▸ Exercise
Output all the data exactly. Pictures do not belong in the copy.

▸ Dataset section
* Begin *

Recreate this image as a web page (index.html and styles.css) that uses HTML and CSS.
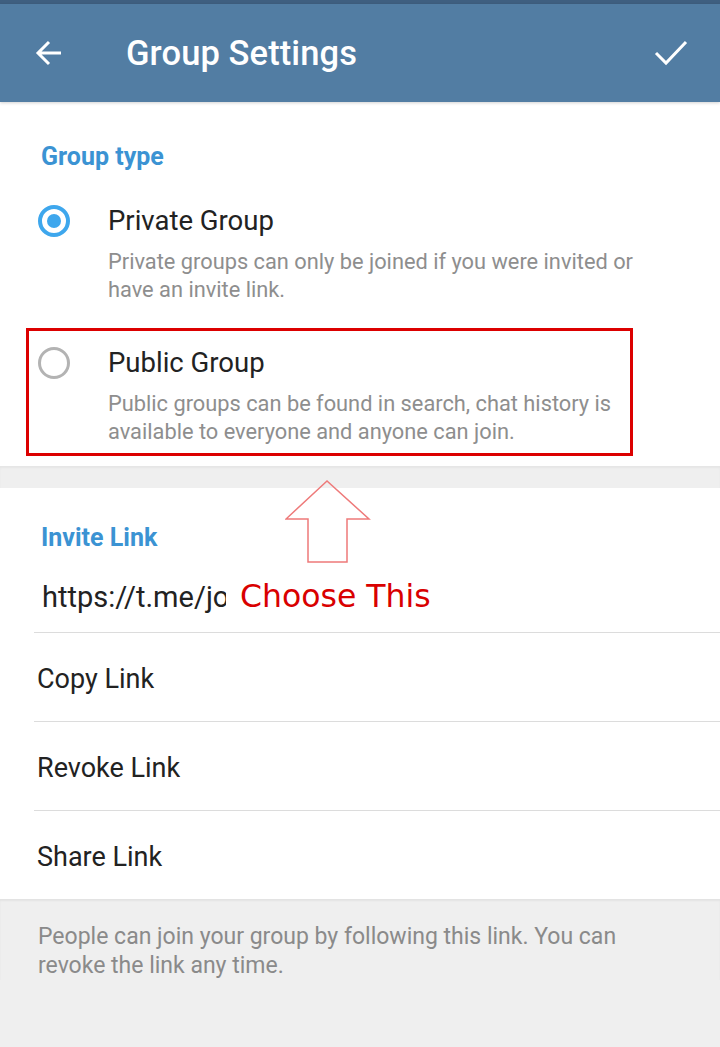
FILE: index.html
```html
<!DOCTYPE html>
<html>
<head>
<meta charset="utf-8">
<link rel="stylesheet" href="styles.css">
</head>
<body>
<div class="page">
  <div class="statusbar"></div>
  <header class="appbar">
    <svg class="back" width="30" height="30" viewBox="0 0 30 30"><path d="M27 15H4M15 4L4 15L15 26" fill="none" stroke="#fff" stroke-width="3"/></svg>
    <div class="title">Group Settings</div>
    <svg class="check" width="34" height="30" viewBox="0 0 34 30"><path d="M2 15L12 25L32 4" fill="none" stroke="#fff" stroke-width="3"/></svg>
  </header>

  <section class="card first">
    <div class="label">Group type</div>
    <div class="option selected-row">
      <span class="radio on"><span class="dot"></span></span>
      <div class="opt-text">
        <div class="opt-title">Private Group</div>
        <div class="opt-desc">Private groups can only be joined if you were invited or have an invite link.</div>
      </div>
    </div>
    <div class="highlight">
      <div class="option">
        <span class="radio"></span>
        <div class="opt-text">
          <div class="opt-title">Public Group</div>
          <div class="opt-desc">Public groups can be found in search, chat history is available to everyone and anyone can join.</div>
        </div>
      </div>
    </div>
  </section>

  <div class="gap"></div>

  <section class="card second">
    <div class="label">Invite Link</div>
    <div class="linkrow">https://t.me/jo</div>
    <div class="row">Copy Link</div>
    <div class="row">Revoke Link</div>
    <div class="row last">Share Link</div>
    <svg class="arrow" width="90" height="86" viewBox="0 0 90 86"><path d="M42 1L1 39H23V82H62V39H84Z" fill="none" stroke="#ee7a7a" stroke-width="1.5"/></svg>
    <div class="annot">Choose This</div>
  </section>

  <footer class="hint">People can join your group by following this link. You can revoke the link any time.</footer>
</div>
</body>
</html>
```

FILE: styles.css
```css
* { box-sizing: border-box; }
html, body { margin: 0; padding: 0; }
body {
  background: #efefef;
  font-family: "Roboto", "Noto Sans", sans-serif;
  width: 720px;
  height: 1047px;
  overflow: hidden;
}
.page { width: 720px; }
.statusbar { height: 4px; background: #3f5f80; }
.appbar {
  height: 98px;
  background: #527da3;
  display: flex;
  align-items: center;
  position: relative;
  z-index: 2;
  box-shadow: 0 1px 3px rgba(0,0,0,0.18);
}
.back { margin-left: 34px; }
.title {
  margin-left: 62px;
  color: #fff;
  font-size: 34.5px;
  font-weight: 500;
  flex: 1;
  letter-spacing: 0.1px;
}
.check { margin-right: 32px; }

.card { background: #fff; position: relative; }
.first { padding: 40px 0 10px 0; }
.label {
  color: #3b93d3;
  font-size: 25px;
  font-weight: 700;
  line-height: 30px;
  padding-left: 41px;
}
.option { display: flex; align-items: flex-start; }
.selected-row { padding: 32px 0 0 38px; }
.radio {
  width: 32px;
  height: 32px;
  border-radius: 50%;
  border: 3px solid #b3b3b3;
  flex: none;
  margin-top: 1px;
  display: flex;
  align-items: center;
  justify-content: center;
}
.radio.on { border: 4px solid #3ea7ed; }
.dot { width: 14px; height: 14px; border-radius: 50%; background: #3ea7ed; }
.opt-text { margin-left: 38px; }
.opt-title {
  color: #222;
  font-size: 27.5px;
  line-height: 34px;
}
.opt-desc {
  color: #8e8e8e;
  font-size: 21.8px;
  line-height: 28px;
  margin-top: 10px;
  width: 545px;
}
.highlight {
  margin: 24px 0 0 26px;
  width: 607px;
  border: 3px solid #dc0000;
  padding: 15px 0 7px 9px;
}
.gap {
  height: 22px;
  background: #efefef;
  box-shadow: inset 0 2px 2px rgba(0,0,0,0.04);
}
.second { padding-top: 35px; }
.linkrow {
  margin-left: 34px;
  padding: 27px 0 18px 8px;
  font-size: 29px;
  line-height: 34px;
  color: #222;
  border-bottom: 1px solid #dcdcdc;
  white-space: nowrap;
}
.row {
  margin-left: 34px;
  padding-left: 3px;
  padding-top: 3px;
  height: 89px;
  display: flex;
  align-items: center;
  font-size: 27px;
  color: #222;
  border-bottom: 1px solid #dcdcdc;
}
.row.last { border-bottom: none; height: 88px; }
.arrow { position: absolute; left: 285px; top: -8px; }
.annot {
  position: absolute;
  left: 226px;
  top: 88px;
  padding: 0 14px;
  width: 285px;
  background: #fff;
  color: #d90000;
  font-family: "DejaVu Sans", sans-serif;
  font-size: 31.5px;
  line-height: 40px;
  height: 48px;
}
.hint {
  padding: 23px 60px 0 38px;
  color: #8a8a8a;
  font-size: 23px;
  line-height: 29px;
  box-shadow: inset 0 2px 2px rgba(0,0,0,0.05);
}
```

* End *

▸ Answer to this exercise
Recreate this image as a web page (index.html and styles.css) that uses HTML and CSS.
FILE: index.html
```html
<!DOCTYPE html>
<html>
<head>
<meta charset="utf-8">
<link rel="stylesheet" href="styles.css">
</head>
<body>
<div class="page">
  <div class="statusbar"></div>
  <header class="appbar">
    <svg class="back" width="30" height="30" viewBox="0 0 30 30"><path d="M27 15H4M15 4L4 15L15 26" fill="none" stroke="#fff" stroke-width="3"/></svg>
    <div class="title">Group Settings</div>
    <svg class="check" width="34" height="30" viewBox="0 0 34 30"><path d="M2 15L12 25L32 4" fill="none" stroke="#fff" stroke-width="3"/></svg>
  </header>

  <section class="card first">
    <div class="label">Group type</div>
    <div class="option selected-row">
      <span class="radio on"><span class="dot"></span></span>
      <div class="opt-text">
        <div class="opt-title">Private Group</div>
        <div class="opt-desc">Private groups can only be joined if you were invited or have an invite link.</div>
      </div>
    </div>
    <div class="highlight">
      <div class="option">
        <span class="radio"></span>
        <div class="opt-text">
          <div class="opt-title">Public Group</div>
          <div class="opt-desc">Public groups can be found in search, chat history is available to everyone and anyone can join.</div>
        </div>
      </div>
    </div>
  </section>

  <div class="gap"></div>

  <section class="card second">
    <div class="label">Invite Link</div>
    <div class="linkrow">https://t.me/jo</div>
    <div class="row">Copy Link</div>
    <div class="row">Revoke Link</div>
    <div class="row last">Share Link</div>
    <svg class="arrow" width="90" height="86" viewBox="0 0 90 86"><path d="M42 1L1 39H23V82H62V39H84Z" fill="none" stroke="#ee7a7a" stroke-width="1.5"/></svg>
    <div class="annot">Choose This</div>
  </section>

  <footer class="hint">People can join your group by following this link. You can revoke the link any time.</footer>
</div>
</body>
</html>
```

FILE: styles.css
```css
* { box-sizing: border-box; }
html, body { margin: 0; padding: 0; }
body {
  background: #efefef;
  font-family: "Roboto", "Noto Sans", sans-serif;
  width: 720px;
  height: 1047px;
  overflow: hidden;
}
.page { width: 720px; }
.statusbar { height: 4px; background: #3f5f80; }
.appbar {
  height: 98px;
  background: #527da3;
  display: flex;
  align-items: center;
  position: relative;
  z-index: 2;
  box-shadow: 0 1px 3px rgba(0,0,0,0.18);
}
.back { margin-left: 34px; }
.title {
  margin-left: 62px;
  color: #fff;
  font-size: 34.5px;
  font-weight: 500;
  flex: 1;
  letter-spacing: 0.1px;
}
.check { margin-right: 32px; }

.card { background: #fff; position: relative; }
.first { padding: 40px 0 10px 0; }
.label {
  color: #3b93d3;
  font-size: 25px;
  font-weight: 700;
  line-height: 30px;
  padding-left: 41px;
}
.option { display: flex; align-items: flex-start; }
.selected-row { padding: 32px 0 0 38px; }
.radio {
  width: 32px;
  height: 32px;
  border-radius: 50%;
  border: 3px solid #b3b3b3;
  flex: none;
  margin-top: 1px;
  display: flex;
  align-items: center;
  justify-content: center;
}
.radio.on { border: 4px solid #3ea7ed; }
.dot { width: 14px; height: 14px; border-radius: 50%; background: #3ea7ed; }
.opt-text { margin-left: 38px; }
.opt-title {
  color: #222;
  font-size: 27.5px;
  line-height: 34px;
}
.opt-desc {
  color: #8e8e8e;
  font-size: 21.8px;
  line-height: 28px;
  margin-top: 10px;
  width: 545px;
}
.highlight {
  margin: 24px 0 0 26px;
  width: 607px;
  border: 3px solid #dc0000;
  padding: 15px 0 7px 9px;
}
.gap {
  height: 22px;
  background: #efefef;
  box-shadow: inset 0 2px 2px rgba(0,0,0,0.04);
}
.second { padding-top: 35px; }
.linkrow {
  margin-left: 34px;
  padding: 27px 0 18px 8px;
  font-size: 29px;
  line-height: 34px;
  color: #222;
  border-bottom: 1px solid #dcdcdc;
  white-space: nowrap;
}
.row {
  margin-left: 34px;
  padding-left: 3px;
  padding-top: 3px;
  height: 89px;
  display: flex;
  align-items: center;
  font-size: 27px;
  color: #222;
  border-bottom: 1px solid #dcdcdc;
}
.row.last { border-bottom: none; height: 88px; }
.arrow { position: absolute; left: 285px; top: -8px; }
.annot {
  position: absolute;
  left: 226px;
  top: 88px;
  padding: 0 14px;
  width: 285px;
  background: #fff;
  color: #d90000;
  font-family: "DejaVu Sans", sans-serif;
  font-size: 31.5px;
  line-height: 40px;
  height: 48px;
}
.hint {
  padding: 23px 60px 0 38px;
  color: #8a8a8a;
  font-size: 23px;
  line-height: 29px;
  box-shadow: inset 0 2px 2px rgba(0,0,0,0.05);
}
```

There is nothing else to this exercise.